Begin
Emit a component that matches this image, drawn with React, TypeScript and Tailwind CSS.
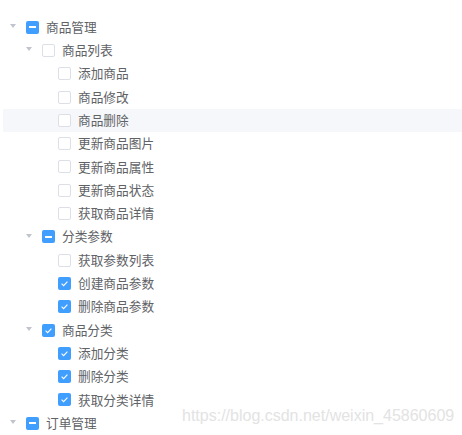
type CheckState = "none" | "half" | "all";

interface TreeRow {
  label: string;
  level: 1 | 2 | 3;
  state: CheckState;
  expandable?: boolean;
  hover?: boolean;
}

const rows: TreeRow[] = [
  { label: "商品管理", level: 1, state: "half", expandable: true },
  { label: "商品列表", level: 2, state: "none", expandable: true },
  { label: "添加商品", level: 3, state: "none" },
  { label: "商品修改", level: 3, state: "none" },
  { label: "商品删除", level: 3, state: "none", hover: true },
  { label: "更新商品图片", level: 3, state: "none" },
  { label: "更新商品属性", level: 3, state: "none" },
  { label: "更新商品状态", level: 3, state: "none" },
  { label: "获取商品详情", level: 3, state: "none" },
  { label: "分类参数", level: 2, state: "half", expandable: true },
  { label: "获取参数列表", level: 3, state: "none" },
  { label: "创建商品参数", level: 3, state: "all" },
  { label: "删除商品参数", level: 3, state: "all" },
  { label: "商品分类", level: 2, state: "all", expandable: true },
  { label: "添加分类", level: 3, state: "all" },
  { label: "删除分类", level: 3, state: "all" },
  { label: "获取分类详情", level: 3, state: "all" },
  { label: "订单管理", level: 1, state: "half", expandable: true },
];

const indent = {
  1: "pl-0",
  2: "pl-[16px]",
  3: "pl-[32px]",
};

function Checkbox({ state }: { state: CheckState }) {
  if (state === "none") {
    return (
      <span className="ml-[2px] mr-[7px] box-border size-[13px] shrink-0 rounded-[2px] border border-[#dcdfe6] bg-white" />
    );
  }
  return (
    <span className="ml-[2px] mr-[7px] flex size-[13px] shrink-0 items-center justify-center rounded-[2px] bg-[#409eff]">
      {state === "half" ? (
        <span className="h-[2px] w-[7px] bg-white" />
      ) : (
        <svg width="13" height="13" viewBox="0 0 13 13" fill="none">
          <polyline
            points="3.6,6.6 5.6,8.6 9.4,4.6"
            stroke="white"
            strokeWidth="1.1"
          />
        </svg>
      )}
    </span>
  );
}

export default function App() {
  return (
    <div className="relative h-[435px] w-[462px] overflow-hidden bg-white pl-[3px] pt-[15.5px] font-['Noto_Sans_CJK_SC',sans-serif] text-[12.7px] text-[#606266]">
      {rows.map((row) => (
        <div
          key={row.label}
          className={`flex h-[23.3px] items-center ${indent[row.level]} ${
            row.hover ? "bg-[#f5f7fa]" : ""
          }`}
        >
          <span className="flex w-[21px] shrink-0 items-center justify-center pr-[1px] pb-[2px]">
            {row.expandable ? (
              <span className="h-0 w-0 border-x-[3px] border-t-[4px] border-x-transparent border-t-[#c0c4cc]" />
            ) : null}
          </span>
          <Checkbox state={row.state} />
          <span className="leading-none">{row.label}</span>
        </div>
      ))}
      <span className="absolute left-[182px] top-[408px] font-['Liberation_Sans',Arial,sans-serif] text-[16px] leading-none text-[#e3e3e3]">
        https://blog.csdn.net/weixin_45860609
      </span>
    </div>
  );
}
End
▶ [PROBLEM STATEMENT]
Take the data above and repeat it exactly, leaving each picture out.

▶ [TASK SOLUTION]
Emit a component that matches this image, drawn with React, TypeScript and Tailwind CSS.
type CheckState = "none" | "half" | "all";

interface TreeRow {
  label: string;
  level: 1 | 2 | 3;
  state: CheckState;
  expandable?: boolean;
  hover?: boolean;
}

const rows: TreeRow[] = [
  { label: "商品管理", level: 1, state: "half", expandable: true },
  { label: "商品列表", level: 2, state: "none", expandable: true },
  { label: "添加商品", level: 3, state: "none" },
  { label: "商品修改", level: 3, state: "none" },
  { label: "商品删除", level: 3, state: "none", hover: true },
  { label: "更新商品图片", level: 3, state: "none" },
  { label: "更新商品属性", level: 3, state: "none" },
  { label: "更新商品状态", level: 3, state: "none" },
  { label: "获取商品详情", level: 3, state: "none" },
  { label: "分类参数", level: 2, state: "half", expandable: true },
  { label: "获取参数列表", level: 3, state: "none" },
  { label: "创建商品参数", level: 3, state: "all" },
  { label: "删除商品参数", level: 3, state: "all" },
  { label: "商品分类", level: 2, state: "all", expandable: true },
  { label: "添加分类", level: 3, state: "all" },
  { label: "删除分类", level: 3, state: "all" },
  { label: "获取分类详情", level: 3, state: "all" },
  { label: "订单管理", level: 1, state: "half", expandable: true },
];

const indent = {
  1: "pl-0",
  2: "pl-[16px]",
  3: "pl-[32px]",
};

function Checkbox({ state }: { state: CheckState }) {
  if (state === "none") {
    return (
      <span className="ml-[2px] mr-[7px] box-border size-[13px] shrink-0 rounded-[2px] border border-[#dcdfe6] bg-white" />
    );
  }
  return (
    <span className="ml-[2px] mr-[7px] flex size-[13px] shrink-0 items-center justify-center rounded-[2px] bg-[#409eff]">
      {state === "half" ? (
        <span className="h-[2px] w-[7px] bg-white" />
      ) : (
        <svg width="13" height="13" viewBox="0 0 13 13" fill="none">
          <polyline
            points="3.6,6.6 5.6,8.6 9.4,4.6"
            stroke="white"
            strokeWidth="1.1"
          />
        </svg>
      )}
    </span>
  );
}

export default function App() {
  return (
    <div className="relative h-[435px] w-[462px] overflow-hidden bg-white pl-[3px] pt-[15.5px] font-['Noto_Sans_CJK_SC',sans-serif] text-[12.7px] text-[#606266]">
      {rows.map((row) => (
        <div
          key={row.label}
          className={`flex h-[23.3px] items-center ${indent[row.level]} ${
            row.hover ? "bg-[#f5f7fa]" : ""
          }`}
        >
          <span className="flex w-[21px] shrink-0 items-center justify-center pr-[1px] pb-[2px]">
            {row.expandable ? (
              <span className="h-0 w-0 border-x-[3px] border-t-[4px] border-x-transparent border-t-[#c0c4cc]" />
            ) : null}
          </span>
          <Checkbox state={row.state} />
          <span className="leading-none">{row.label}</span>
        </div>
      ))}
      <span className="absolute left-[182px] top-[408px] font-['Liberation_Sans',Arial,sans-serif] text-[16px] leading-none text-[#e3e3e3]">
        https://blog.csdn.net/weixin_45860609
      </span>
    </div>
  );
}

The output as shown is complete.